*DIRECTIVE*. Write the material out again, line by line, exactly as it is.

*SUPPLIED MATERIAL*.
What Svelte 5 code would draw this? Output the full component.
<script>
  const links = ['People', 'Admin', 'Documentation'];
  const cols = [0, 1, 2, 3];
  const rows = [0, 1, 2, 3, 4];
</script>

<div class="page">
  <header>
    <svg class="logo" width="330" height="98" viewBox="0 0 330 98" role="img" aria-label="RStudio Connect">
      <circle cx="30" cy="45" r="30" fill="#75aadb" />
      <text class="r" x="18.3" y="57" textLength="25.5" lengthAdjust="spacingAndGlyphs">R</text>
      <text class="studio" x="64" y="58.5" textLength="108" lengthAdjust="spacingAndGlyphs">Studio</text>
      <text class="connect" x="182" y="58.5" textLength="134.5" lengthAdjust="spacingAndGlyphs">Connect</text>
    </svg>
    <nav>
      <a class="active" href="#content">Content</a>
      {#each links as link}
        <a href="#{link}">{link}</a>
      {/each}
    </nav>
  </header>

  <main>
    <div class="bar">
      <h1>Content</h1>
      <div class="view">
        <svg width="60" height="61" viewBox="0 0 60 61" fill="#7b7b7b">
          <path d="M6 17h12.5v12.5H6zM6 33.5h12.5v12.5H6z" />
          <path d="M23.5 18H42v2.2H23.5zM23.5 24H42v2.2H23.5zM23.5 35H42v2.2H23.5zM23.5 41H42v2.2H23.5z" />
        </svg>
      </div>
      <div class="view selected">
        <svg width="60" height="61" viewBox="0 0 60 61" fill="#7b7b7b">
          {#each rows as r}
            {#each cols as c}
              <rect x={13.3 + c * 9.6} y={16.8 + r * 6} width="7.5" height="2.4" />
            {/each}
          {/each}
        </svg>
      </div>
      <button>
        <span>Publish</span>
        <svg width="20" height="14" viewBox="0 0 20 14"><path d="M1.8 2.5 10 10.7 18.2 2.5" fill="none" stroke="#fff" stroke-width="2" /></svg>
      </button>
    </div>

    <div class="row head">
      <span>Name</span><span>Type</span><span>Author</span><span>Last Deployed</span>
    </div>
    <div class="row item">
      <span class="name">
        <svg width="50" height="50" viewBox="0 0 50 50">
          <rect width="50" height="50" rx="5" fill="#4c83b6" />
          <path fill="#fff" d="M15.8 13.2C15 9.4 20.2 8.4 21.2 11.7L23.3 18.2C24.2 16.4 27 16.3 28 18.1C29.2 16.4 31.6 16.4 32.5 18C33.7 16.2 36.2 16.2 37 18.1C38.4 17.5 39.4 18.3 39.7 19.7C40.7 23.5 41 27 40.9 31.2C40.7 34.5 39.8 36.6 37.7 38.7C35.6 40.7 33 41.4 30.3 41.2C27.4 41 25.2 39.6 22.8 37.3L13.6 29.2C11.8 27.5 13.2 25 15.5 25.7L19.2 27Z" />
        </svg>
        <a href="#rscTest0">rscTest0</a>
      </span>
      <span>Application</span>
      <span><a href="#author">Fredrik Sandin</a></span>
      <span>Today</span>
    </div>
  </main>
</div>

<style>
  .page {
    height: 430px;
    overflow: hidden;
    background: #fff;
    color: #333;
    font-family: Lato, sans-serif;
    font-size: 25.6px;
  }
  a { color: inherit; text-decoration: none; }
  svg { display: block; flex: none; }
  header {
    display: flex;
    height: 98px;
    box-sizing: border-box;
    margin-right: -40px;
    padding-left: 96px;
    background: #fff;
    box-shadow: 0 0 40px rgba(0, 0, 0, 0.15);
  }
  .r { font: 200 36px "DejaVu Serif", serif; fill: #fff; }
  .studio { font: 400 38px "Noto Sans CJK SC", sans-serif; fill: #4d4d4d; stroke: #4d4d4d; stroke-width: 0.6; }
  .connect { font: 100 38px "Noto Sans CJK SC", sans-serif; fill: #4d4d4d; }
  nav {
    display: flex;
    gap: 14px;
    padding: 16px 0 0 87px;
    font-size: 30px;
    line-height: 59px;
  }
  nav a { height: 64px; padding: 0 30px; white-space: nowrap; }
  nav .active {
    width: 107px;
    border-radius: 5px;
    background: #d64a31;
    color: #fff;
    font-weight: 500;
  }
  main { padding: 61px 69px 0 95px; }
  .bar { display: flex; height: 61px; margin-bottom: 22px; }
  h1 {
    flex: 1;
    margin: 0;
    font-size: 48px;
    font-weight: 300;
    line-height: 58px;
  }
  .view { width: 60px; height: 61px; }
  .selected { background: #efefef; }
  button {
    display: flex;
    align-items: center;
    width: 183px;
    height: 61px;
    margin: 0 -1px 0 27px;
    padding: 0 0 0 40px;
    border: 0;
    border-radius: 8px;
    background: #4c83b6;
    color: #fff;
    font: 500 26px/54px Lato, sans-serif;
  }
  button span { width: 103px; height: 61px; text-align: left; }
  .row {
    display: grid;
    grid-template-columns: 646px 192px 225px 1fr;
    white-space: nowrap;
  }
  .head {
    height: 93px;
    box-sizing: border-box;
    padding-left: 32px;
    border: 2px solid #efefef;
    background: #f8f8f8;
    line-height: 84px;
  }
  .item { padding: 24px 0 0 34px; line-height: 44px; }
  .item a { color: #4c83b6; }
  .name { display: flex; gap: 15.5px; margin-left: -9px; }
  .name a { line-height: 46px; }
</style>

*TASK ANSWER*.
What Svelte 5 code would draw this? Output the full component.
<script>
  const links = ['People', 'Admin', 'Documentation'];
  const cols = [0, 1, 2, 3];
  const rows = [0, 1, 2, 3, 4];
</script>

<div class="page">
  <header>
    <svg class="logo" width="330" height="98" viewBox="0 0 330 98" role="img" aria-label="RStudio Connect">
      <circle cx="30" cy="45" r="30" fill="#75aadb" />
      <text class="r" x="18.3" y="57" textLength="25.5" lengthAdjust="spacingAndGlyphs">R</text>
      <text class="studio" x="64" y="58.5" textLength="108" lengthAdjust="spacingAndGlyphs">Studio</text>
      <text class="connect" x="182" y="58.5" textLength="134.5" lengthAdjust="spacingAndGlyphs">Connect</text>
    </svg>
    <nav>
      <a class="active" href="#content">Content</a>
      {#each links as link}
        <a href="#{link}">{link}</a>
      {/each}
    </nav>
  </header>

  <main>
    <div class="bar">
      <h1>Content</h1>
      <div class="view">
        <svg width="60" height="61" viewBox="0 0 60 61" fill="#7b7b7b">
          <path d="M6 17h12.5v12.5H6zM6 33.5h12.5v12.5H6z" />
          <path d="M23.5 18H42v2.2H23.5zM23.5 24H42v2.2H23.5zM23.5 35H42v2.2H23.5zM23.5 41H42v2.2H23.5z" />
        </svg>
      </div>
      <div class="view selected">
        <svg width="60" height="61" viewBox="0 0 60 61" fill="#7b7b7b">
          {#each rows as r}
            {#each cols as c}
              <rect x={13.3 + c * 9.6} y={16.8 + r * 6} width="7.5" height="2.4" />
            {/each}
          {/each}
        </svg>
      </div>
      <button>
        <span>Publish</span>
        <svg width="20" height="14" viewBox="0 0 20 14"><path d="M1.8 2.5 10 10.7 18.2 2.5" fill="none" stroke="#fff" stroke-width="2" /></svg>
      </button>
    </div>

    <div class="row head">
      <span>Name</span><span>Type</span><span>Author</span><span>Last Deployed</span>
    </div>
    <div class="row item">
      <span class="name">
        <svg width="50" height="50" viewBox="0 0 50 50">
          <rect width="50" height="50" rx="5" fill="#4c83b6" />
          <path fill="#fff" d="M15.8 13.2C15 9.4 20.2 8.4 21.2 11.7L23.3 18.2C24.2 16.4 27 16.3 28 18.1C29.2 16.4 31.6 16.4 32.5 18C33.7 16.2 36.2 16.2 37 18.1C38.4 17.5 39.4 18.3 39.7 19.7C40.7 23.5 41 27 40.9 31.2C40.7 34.5 39.8 36.6 37.7 38.7C35.6 40.7 33 41.4 30.3 41.2C27.4 41 25.2 39.6 22.8 37.3L13.6 29.2C11.8 27.5 13.2 25 15.5 25.7L19.2 27Z" />
        </svg>
        <a href="#rscTest0">rscTest0</a>
      </span>
      <span>Application</span>
      <span><a href="#author">Fredrik Sandin</a></span>
      <span>Today</span>
    </div>
  </main>
</div>

<style>
  .page {
    height: 430px;
    overflow: hidden;
    background: #fff;
    color: #333;
    font-family: Lato, sans-serif;
    font-size: 25.6px;
  }
  a { color: inherit; text-decoration: none; }
  svg { display: block; flex: none; }
  header {
    display: flex;
    height: 98px;
    box-sizing: border-box;
    margin-right: -40px;
    padding-left: 96px;
    background: #fff;
    box-shadow: 0 0 40px rgba(0, 0, 0, 0.15);
  }
  .r { font: 200 36px "DejaVu Serif", serif; fill: #fff; }
  .studio { font: 400 38px "Noto Sans CJK SC", sans-serif; fill: #4d4d4d; stroke: #4d4d4d; stroke-width: 0.6; }
  .connect { font: 100 38px "Noto Sans CJK SC", sans-serif; fill: #4d4d4d; }
  nav {
    display: flex;
    gap: 14px;
    padding: 16px 0 0 87px;
    font-size: 30px;
    line-height: 59px;
  }
  nav a { height: 64px; padding: 0 30px; white-space: nowrap; }
  nav .active {
    width: 107px;
    border-radius: 5px;
    background: #d64a31;
    color: #fff;
    font-weight: 500;
  }
  main { padding: 61px 69px 0 95px; }
  .bar { display: flex; height: 61px; margin-bottom: 22px; }
  h1 {
    flex: 1;
    margin: 0;
    font-size: 48px;
    font-weight: 300;
    line-height: 58px;
  }
  .view { width: 60px; height: 61px; }
  .selected { background: #efefef; }
  button {
    display: flex;
    align-items: center;
    width: 183px;
    height: 61px;
    margin: 0 -1px 0 27px;
    padding: 0 0 0 40px;
    border: 0;
    border-radius: 8px;
    background: #4c83b6;
    color: #fff;
    font: 500 26px/54px Lato, sans-serif;
  }
  button span { width: 103px; height: 61px; text-align: left; }
  .row {
    display: grid;
    grid-template-columns: 646px 192px 225px 1fr;
    white-space: nowrap;
  }
  .head {
    height: 93px;
    box-sizing: border-box;
    padding-left: 32px;
    border: 2px solid #efefef;
    background: #f8f8f8;
    line-height: 84px;
  }
  .item { padding: 24px 0 0 34px; line-height: 44px; }
  .item a { color: #4c83b6; }
  .name { display: flex; gap: 15.5px; margin-left: -9px; }
  .name a { line-height: 46px; }
</style>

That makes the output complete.